Out of the ashes of legendary Gothenburg band Broder Daniel rose the occasional phoenix. One such creature was bassist Theodor Jensen who soared to unheralded heights as the man with The Plan. Pacy debut single Mon Amour warmed up many a dancefloor in 2001 with its desperate and repeated cries of merde as it railed against the insufficiencies of love. The song is what the French might term a tour de force.

Håkan Hellström - Känn ingen sorg för mig Göteborg

Another of the Broder Daniel brigade, it's hard to describe the enormity of this former drummer's solo breakthrough back in 2000. Clad in a sailor's uniform, he took to the stage with rare abandon: the critics lapped it up, teenage girls fainted, teenage boys, well... they fainted too. Känn ingen sorg för mig Göteborg gets the nod here not only because it's still one of his very best songs but also because it was the one that made him an overnight superstar.

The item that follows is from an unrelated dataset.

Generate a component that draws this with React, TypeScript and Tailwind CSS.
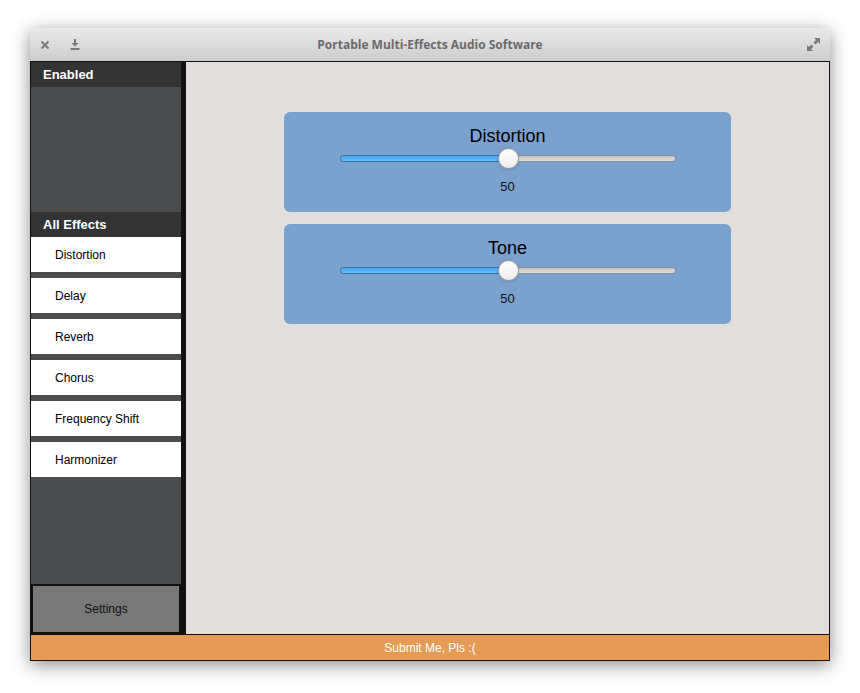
import { useState } from 'react';

const effects = ['Distortion', 'Delay', 'Reverb', 'Chorus', 'Frequency Shift', 'Harmonizer'];

const Slider = ({ value }: { value: number }) => (
  <div className="relative w-[336px] h-[21px] flex items-center">
    <div className="relative w-full h-[7px] rounded-full bg-gradient-to-b from-[#c4c4c4] to-[#dedede] border border-[#8f8f8f]">
      <div
        className="absolute -left-px -top-px h-[7px] rounded-l-full bg-gradient-to-b from-[#4aa3f0] to-[#6cbaf7] border border-[#2f6fae]"
        style={{ width: `calc(${value}% + 2px)` }}
      />
    </div>
    <div
      className="absolute top-0 w-[21px] h-[21px] -ml-[10px] rounded-full bg-gradient-to-b from-white to-[#ececec] border border-[#9b9b9b] shadow-sm"
      style={{ left: `${value}%` }}
    />
  </div>
);

const EffectCard = ({ name }: { name: string }) => {
  const [value] = useState(50);
  return (
    <div className="w-[447px] h-[100px] rounded-[6px] bg-[#7ba1ce] flex flex-col items-center pt-[13px]">
      <div className="text-[18px] leading-[22px] text-black">{name}</div>
      <div className="mt-[1px]"><Slider value={value} /></div>
      <div className="mt-[10px] text-[13px] leading-[16px] text-[#111]">{value}</div>
    </div>
  );
};

export default function App() {
  return (
    <div className="w-[860px] h-[693px] bg-white pt-[28px] pl-[30px]" style={{ fontFamily: '"Liberation Sans", Arial, sans-serif' }}>
      <div className="w-[800px] h-[633px] flex flex-col shadow-[0_4px_18px_rgba(0,0,0,0.45)] rounded-t-[3px] overflow-hidden">
        {/* title bar */}
        <div className="h-[34px] shrink-0 bg-gradient-to-b from-[#e9e9e9] to-[#cdcdcd] border-b border-[#111] grid grid-cols-[1fr_auto_1fr] items-center px-[10px]">
          <div className="flex items-center">
            <svg width="10" height="10" viewBox="0 0 10 10">
              <path d="M1.5 1.5 L8.5 8.5 M8.5 1.5 L1.5 8.5" stroke="#7a7a7a" strokeWidth="2" />
            </svg>
            <svg width="10" height="11" viewBox="0 0 10 11" className="ml-[20px]">
              <path d="M4 0 H6 V4 H8.5 L5 7.5 L1.5 4 H4 Z" fill="#7a7a7a" />
              <rect x="0.5" y="9" width="9" height="2" fill="#7a7a7a" />
            </svg>
          </div>
          <div className="text-center text-[12px] font-bold text-[#6b6b6b]" style={{ fontFamily: '"Open Sans", "Liberation Sans", sans-serif' }}>
            Portable Multi-Effects Audio Software
          </div>
          <div className="flex justify-end">
            <svg width="13" height="13" viewBox="0 0 13 13">
              <path d="M7 0 H13 V6 L11 4 L8.5 6.5 L6.5 4.5 L9 2 Z" fill="#7a7a7a" />
              <path d="M0 7 V13 H6 L4 11 L6.5 8.5 L4.5 6.5 L2 9 Z" fill="#7a7a7a" />
            </svg>
          </div>
        </div>

        {/* body */}
        <div className="flex-1 flex min-h-0 border-x border-[#111]">
          <div className="w-[150px] shrink-0 bg-[#4b4c4e] flex flex-col">
            <div className="h-[25px] bg-[#333333] text-white font-bold text-[13px] flex items-center px-[12px]">Enabled</div>
            <div className="h-[125px]" />
            <div className="h-[25px] bg-[#333333] text-white font-bold text-[13px] flex items-center px-[12px]">All Effects</div>
            <div className="flex flex-col gap-[6px]">
              {effects.map((e) => (
                <div key={e} className="h-[35px] bg-white text-[12px] text-black flex items-center pl-[24px]">{e}</div>
              ))}
            </div>
            <div className="flex-1" />
            <div className="h-[50px] bg-[#787878] border-2 border-[#111] flex items-center justify-center text-[12px] text-[#111]">Settings</div>
          </div>
          <div className="w-[5px] shrink-0 bg-[#111]" />
          <div className="flex-1 bg-[#e1dedd] flex flex-col items-center pt-[50px] gap-[12px]">
            <EffectCard name="Distortion" />
            <EffectCard name="Tone" />
          </div>
        </div>

        {/* footer */}
        <div className="h-[27px] shrink-0 bg-[#e59b53] border border-[#111] flex items-center justify-center text-white text-[12px]">
          Submit Me, Pls :(
        </div>
      </div>
    </div>
  );
}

The Hives - Hate to say I told you so

The Hives were such a breath of fresh air when they stepped out of their home town of Fagersta and onto the global arena. While they clearly knew their musical history, they didn't take themselves too seriously, and in Howlin' Pelle they had themselves one of the generation's great entertainers. And the songs weren't half bad either, as proven by this corker first released at the dawn of the decade.

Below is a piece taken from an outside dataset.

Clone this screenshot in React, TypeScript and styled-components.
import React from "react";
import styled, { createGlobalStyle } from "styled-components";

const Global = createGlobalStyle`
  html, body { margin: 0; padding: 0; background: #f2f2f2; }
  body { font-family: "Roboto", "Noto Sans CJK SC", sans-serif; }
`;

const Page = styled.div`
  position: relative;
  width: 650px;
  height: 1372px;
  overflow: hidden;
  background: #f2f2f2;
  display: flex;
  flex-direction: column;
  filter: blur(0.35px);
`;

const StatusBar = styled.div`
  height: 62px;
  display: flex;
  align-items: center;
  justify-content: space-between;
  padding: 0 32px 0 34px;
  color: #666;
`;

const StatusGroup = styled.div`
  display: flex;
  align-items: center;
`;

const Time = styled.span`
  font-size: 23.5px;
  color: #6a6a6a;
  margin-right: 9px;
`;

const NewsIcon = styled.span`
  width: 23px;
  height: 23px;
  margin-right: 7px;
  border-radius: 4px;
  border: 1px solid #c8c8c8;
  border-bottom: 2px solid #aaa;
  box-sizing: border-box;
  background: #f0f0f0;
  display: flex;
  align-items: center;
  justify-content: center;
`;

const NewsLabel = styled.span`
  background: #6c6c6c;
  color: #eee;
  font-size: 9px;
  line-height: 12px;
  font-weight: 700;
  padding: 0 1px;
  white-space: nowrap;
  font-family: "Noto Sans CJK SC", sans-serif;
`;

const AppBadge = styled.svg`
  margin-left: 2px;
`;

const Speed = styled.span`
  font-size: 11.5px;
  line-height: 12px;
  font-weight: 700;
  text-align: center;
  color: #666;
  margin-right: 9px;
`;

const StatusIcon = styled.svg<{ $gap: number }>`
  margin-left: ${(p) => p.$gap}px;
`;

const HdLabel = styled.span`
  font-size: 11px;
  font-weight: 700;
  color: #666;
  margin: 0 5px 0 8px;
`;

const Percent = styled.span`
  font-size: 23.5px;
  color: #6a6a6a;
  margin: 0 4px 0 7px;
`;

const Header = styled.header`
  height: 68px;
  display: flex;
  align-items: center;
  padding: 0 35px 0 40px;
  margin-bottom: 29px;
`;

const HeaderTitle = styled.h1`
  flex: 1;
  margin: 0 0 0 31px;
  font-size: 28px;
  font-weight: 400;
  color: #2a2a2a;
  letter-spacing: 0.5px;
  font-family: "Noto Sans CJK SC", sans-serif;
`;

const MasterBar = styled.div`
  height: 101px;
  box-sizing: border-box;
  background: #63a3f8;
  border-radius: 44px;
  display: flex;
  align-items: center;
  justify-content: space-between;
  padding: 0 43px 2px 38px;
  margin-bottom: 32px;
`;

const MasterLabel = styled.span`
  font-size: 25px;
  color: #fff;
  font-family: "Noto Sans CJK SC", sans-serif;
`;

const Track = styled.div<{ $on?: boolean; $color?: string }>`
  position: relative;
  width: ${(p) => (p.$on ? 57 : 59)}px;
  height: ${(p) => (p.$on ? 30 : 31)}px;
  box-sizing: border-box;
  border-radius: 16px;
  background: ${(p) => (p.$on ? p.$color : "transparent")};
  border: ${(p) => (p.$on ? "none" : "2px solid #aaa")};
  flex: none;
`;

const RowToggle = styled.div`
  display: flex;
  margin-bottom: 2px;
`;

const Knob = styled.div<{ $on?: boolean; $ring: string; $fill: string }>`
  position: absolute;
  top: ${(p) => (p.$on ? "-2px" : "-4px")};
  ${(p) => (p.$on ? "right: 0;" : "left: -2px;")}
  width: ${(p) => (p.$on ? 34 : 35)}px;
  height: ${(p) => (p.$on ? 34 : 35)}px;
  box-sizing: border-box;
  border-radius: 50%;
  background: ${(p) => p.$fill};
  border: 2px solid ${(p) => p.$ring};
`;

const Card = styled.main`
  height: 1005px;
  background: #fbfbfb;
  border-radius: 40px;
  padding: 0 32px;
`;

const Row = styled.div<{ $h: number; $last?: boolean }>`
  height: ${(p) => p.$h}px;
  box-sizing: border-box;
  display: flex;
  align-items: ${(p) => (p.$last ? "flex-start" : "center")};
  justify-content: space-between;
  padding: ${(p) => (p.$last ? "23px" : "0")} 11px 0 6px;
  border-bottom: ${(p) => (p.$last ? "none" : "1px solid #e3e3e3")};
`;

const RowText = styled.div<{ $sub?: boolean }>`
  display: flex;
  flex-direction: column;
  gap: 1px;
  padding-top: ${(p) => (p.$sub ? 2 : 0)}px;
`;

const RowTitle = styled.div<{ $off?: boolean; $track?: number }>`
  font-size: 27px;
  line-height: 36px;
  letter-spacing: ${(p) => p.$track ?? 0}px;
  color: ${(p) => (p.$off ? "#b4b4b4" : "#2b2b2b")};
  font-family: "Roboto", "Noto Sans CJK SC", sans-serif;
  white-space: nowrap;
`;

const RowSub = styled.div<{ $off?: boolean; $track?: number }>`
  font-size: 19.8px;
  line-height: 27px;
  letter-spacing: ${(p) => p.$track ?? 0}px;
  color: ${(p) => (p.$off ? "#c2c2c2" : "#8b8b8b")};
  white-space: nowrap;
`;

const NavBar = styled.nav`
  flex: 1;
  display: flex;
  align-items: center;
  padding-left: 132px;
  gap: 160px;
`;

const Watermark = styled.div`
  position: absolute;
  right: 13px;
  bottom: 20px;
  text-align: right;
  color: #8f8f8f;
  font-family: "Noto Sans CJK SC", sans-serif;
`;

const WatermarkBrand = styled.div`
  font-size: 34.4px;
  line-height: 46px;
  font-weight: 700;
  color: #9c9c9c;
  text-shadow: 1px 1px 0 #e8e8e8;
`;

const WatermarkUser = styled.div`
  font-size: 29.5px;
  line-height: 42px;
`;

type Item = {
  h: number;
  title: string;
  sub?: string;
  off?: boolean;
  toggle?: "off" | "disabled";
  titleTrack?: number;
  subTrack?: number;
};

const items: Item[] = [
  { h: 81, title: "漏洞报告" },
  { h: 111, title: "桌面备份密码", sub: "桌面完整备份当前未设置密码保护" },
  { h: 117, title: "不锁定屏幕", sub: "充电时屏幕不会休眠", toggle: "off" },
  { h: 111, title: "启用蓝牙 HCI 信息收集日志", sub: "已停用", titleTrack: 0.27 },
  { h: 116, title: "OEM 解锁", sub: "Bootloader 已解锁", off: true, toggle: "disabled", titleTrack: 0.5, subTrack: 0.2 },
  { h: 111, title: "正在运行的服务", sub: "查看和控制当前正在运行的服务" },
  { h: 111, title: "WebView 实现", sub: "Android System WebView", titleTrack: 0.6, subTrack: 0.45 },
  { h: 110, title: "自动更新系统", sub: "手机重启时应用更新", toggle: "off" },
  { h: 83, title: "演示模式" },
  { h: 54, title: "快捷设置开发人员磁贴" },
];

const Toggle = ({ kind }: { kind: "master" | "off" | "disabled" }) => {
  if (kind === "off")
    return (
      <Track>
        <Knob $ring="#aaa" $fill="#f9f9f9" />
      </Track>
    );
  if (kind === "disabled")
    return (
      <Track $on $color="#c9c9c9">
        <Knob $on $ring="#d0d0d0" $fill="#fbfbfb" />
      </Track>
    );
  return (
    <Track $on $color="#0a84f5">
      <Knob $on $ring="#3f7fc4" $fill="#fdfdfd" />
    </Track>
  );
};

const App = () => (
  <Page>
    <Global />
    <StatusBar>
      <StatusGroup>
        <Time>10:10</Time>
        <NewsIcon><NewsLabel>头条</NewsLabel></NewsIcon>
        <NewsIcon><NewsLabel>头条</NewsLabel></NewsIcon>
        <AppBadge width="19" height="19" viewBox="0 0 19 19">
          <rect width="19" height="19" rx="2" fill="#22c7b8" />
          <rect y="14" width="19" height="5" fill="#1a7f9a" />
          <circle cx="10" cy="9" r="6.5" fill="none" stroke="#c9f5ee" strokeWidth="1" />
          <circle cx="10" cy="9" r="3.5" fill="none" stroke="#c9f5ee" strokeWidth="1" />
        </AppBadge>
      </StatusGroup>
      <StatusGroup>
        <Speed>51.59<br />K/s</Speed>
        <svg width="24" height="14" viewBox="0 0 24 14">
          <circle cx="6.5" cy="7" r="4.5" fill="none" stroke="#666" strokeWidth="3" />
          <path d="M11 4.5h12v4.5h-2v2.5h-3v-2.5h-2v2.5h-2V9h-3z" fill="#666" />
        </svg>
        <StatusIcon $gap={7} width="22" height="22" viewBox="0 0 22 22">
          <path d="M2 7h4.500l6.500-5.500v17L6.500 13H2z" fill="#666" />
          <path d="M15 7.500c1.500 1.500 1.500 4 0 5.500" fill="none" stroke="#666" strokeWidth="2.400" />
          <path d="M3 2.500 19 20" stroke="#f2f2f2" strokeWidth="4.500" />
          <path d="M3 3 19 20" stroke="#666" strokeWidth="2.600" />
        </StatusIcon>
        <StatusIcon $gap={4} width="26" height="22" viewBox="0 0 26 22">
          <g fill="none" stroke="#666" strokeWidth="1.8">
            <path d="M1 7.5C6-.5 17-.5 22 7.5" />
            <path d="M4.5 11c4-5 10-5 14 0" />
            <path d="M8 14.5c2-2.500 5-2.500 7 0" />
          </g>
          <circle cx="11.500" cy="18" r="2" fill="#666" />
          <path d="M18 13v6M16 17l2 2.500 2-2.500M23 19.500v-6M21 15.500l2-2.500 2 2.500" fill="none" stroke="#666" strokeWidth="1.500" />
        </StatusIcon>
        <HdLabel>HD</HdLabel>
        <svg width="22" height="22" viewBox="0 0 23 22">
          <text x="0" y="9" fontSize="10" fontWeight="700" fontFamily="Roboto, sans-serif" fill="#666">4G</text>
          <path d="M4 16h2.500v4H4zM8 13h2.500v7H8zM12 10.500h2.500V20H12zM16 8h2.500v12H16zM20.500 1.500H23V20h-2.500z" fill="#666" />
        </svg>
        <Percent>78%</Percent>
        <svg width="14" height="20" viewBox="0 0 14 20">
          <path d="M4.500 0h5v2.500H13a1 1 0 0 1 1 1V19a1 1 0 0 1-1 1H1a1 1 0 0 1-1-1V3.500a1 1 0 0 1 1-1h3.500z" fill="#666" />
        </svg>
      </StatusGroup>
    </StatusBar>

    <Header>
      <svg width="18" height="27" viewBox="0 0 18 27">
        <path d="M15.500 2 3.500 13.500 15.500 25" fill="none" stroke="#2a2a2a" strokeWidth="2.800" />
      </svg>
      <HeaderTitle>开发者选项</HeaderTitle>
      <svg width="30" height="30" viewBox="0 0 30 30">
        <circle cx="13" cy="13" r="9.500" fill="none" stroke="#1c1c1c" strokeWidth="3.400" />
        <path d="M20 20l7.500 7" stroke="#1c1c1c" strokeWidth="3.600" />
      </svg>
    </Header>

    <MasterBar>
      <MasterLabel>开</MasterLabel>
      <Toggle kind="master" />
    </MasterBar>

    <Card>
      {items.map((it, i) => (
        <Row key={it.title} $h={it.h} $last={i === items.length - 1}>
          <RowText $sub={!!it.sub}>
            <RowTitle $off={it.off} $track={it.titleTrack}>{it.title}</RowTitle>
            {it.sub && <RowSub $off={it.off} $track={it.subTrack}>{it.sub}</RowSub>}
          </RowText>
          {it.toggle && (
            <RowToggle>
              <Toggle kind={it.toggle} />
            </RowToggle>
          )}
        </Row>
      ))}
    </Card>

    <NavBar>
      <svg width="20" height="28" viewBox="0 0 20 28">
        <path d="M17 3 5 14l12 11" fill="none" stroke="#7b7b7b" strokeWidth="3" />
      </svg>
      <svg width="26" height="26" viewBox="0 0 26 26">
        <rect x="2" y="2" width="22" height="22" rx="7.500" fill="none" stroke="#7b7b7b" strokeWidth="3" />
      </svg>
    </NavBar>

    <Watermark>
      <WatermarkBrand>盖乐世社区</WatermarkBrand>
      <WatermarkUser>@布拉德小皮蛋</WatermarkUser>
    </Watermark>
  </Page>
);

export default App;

Love Is All - Busy Doing Nothing

Propelled forwards by Slits-inspired front woman Josephine Olausson, Love Is All back up their lead singer's punky vocals with all the right noises. Though not considered one of Sweden's bigger bands domestically, this Gothenburg group has built up a loyal fan base in the United States and beyond. They're tight, loud and eclectic, and as a live band they're absolutely electric.

The Tough Alliance - Koka-Kola Veins

The hits just kept on coming from Gothenburg, as homespun labels pumped out a steady stream of idiosyncratic innovators. The Tough Alliance divided opinion with the thuggish imagery of their baseball-wielding live shows but most were won over by the forward-looking dance music built on a foundation of past greats.

Peter Bjorn and John - Young Folks

Three evergreen figures on the Stockholm gig circuit, Peter Bjorn and John struck international gold with a song prefaced by the catchiest bit of whistling this side of The Dock of The Bay. They couldn't have done it alone though: a good song was made great with the vocal assistance of former voice of The Concretes, Victoria Bergman.

José González/The Knife - Heartbeats

Brother and sister Dreijer, aka The Knife, wrote this finely crafted song, later recorded by Jose González. The Knife's version set dancefloors alight in Sweden but canny González had the last laugh as a million coloured balls tumbled down a hill to the accompaniment of his dulcet tones in a TV ad seen worldwide. Each version is engaging, infectious and worthy of a top ten place. Let's call it a draw and stick them both in...

Bear Quartet - Put Me Back Together

Luleå in the far north of Sweden is home to one of the country's finest indie pop bands. In fact, at one point it seemed everything good in Swedish music was drifting down from colder latitudes, and the Bear Quartet were as prolific as they were consistently excellent songwriters. The output slowed down somewhat in the latter half of the 2000s as singer Mattias Alkberg sidled off on a series of solo ventures that were also marked by the stamp of quality. Below is the video for Ask Me Don't Axe Me, another song from the same album, 2004's Angry Brigade.

Robyn - With Every Heartbeat

Having shot to fame for her part in the soundtrack of Lukas Moodysson's fantastic coming of age drama Fucking Åmål, there seemed a danger that Robyn might be destined for a career of capable but ultimately uninspiring production line pop. When her label hinted that this was in fact the path mapped out for her, the artist took a brave stance and cut the safety net, establishing Konichiwa Records and never looking back. If there were ever doubts about the move, they were swiftly dispelled in 2007 when this collaboration with production wizard Kleerup earned her the top spot in the UK charts.